Cette expansion a cependant suscité des inquiétudes parmi d’autres grandes puissances. Les États-Unis, par exemple, perçoivent les nouvelles Route de la Soie comme un moyen de contester leur domination dans des régions clés comme l’Asie-Pacifique et l’Afrique. L’Union européenne, bien que plus modérée, appelle à une plus grande transparence et à des normes strictes pour les projets financés par la Chine.

Ces initiatives de la Chine redéfinit notamment les relations internationales dans plusieurs régions :

  • En Asie centrale : Les projets d’infrastructure dans des pays comme le Kazakhstan ou l’Ouzbékistan renforcent la position de la Chine comme principal partenaire économique, marginalisant la Russie dans cette région historiquement sous son influence.
  • En Afrique : Avec des investissements massifs dans des ports, des chemins de fer et des zones industrielles, la Chine s’impose comme le premier partenaire commercial du continent, bien que cela suscite des critiques sur le contrôle croissant qu’elle exerce sur les ressources naturelles locales.
  • Dans l’Union européenne : Certains pays, comme l’Italie ont rejoint dans un premier temps la BRI avant de se raviser, créant des divisions au sein de l’UE. Tandis que des États comme l’Allemagne et la France réclament une approche collective face à la Chine, d’autres optent pour des accords bilatéraux.

Les critiques sur les nouvelles Routes de la Soie

Si les nouvelles Route de la Soie sont souvent vantées comme un projet de coopération gagnant-gagnant, elle suscite également de nombreuses controverses.

  • Questions environnementales : De nombreux projets, comme les barrages hydroélectriques ou les ports, ont des conséquences importantes sur les écosystèmes locaux. Par exemple, des projets en Asie du Sud-Est ont été accusés de détruire des habitats naturels et de déplacer des populations locales.
  • Diplomatie de la dette : La notion de « piège de la dette » est fréquemment évoquée par les critiques de la BRI, qui estiment que certains projets imposent des charges financières insoutenables aux pays partenaires. Bien que Pékin réfute ces accusations, des exemples comme le Sri Lanka ou la Zambie illustrent les risques associés.
  • Transparence et corruption : Plusieurs projets ont été critiqués pour leur manque de transparence dans la passation des marchés et les accords financiers. Des cas de corruption ont également été signalés, où les élites locales ont profité des investissements chinois au détriment de la population.
  • Tensions sociales : Dans certains pays, les projets de la nouvelle Route de la Soie ont entraîné des résistances locales, parfois violentes. Par exemple, en Malaisie, des accusations de collusion entre les gouvernements locaux et chinois ont alimenté une opposition féroce et des manifestations.

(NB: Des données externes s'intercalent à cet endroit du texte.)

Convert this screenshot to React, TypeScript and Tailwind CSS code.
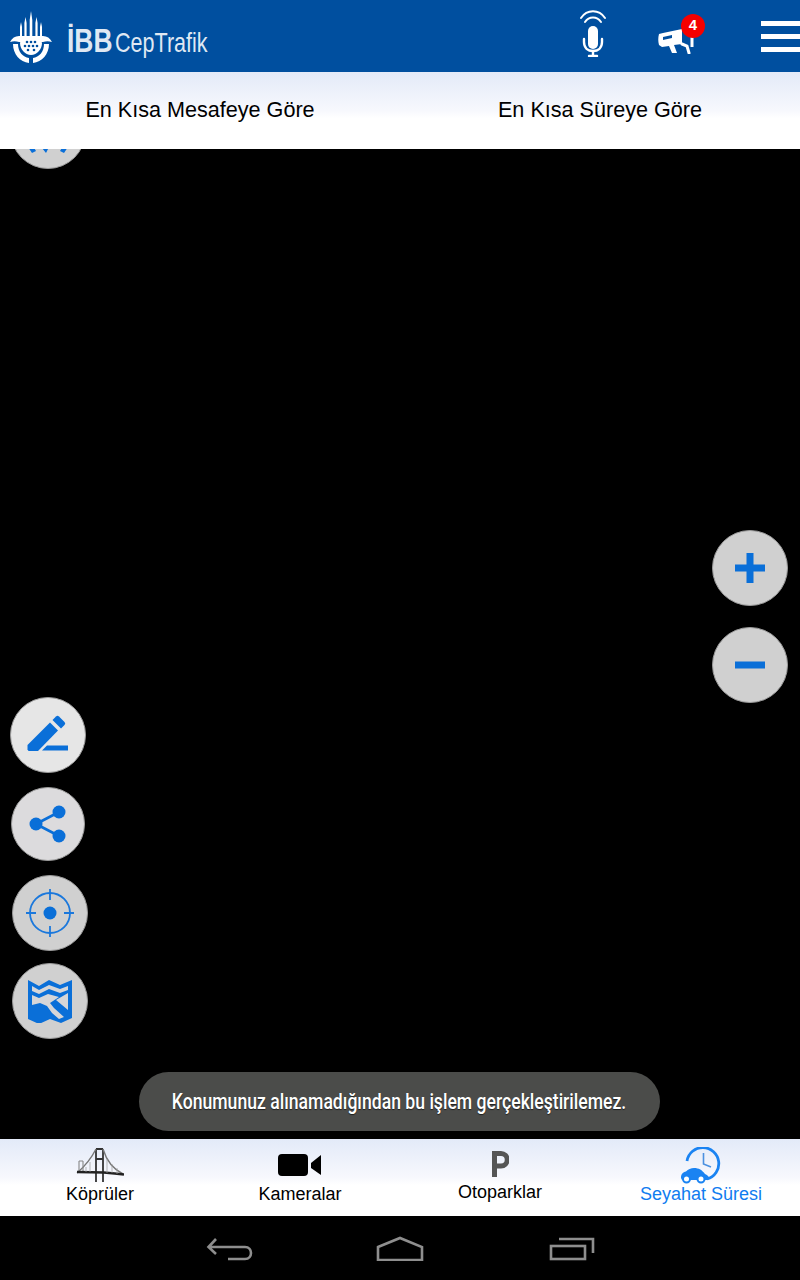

La Route de la Soie comme outil de soft power pour la Chine

Les Nouvelles Routes de la Soie ne se limitent pas à un projet économique ou infrastructurel ; elles sont également un puissant vecteur de soft power pour la Chine. En s’inspirant de l’héritage historique de la Route de la Soie, la Chine cherche à se positionner comme un partenaire bienveillant, promoteur d’une coopération pacifique et d’un développement partagé.

Le gouvernement chinois soutient activement des initiatives qui visent à renforcer les liens culturels avec les pays partenaires. Cela inclut des expositions internationales sur la Route de la Soie, des festivals, et des programmes d’échange académique.

Des bourses sont aussi offertes à des étudiants de pays partenaires pour étudier en Chine. Des institutions comme l’Institut Confucius, présentes dans de nombreux pays, contribuent à la diffusion de la langue et de la culture chinoises. Ces initiatives, bien qu’efficaces dans certains cas, sont parfois perçues comme des tentatives de propagande. Cette méfiance est particulièrement notable dans les pays occidentaux, où la Chine fait face à une concurrence idéologique avec des modèles politiques et économiques différents.

La Chine présente également la nouvelle Route de la Soie comme un projet tourné vers l’avenir, en intégrant des initiatives liées aux nouvelles technologies, comme les réseaux 5G, l’intelligence artificielle et les énergies renouvelables.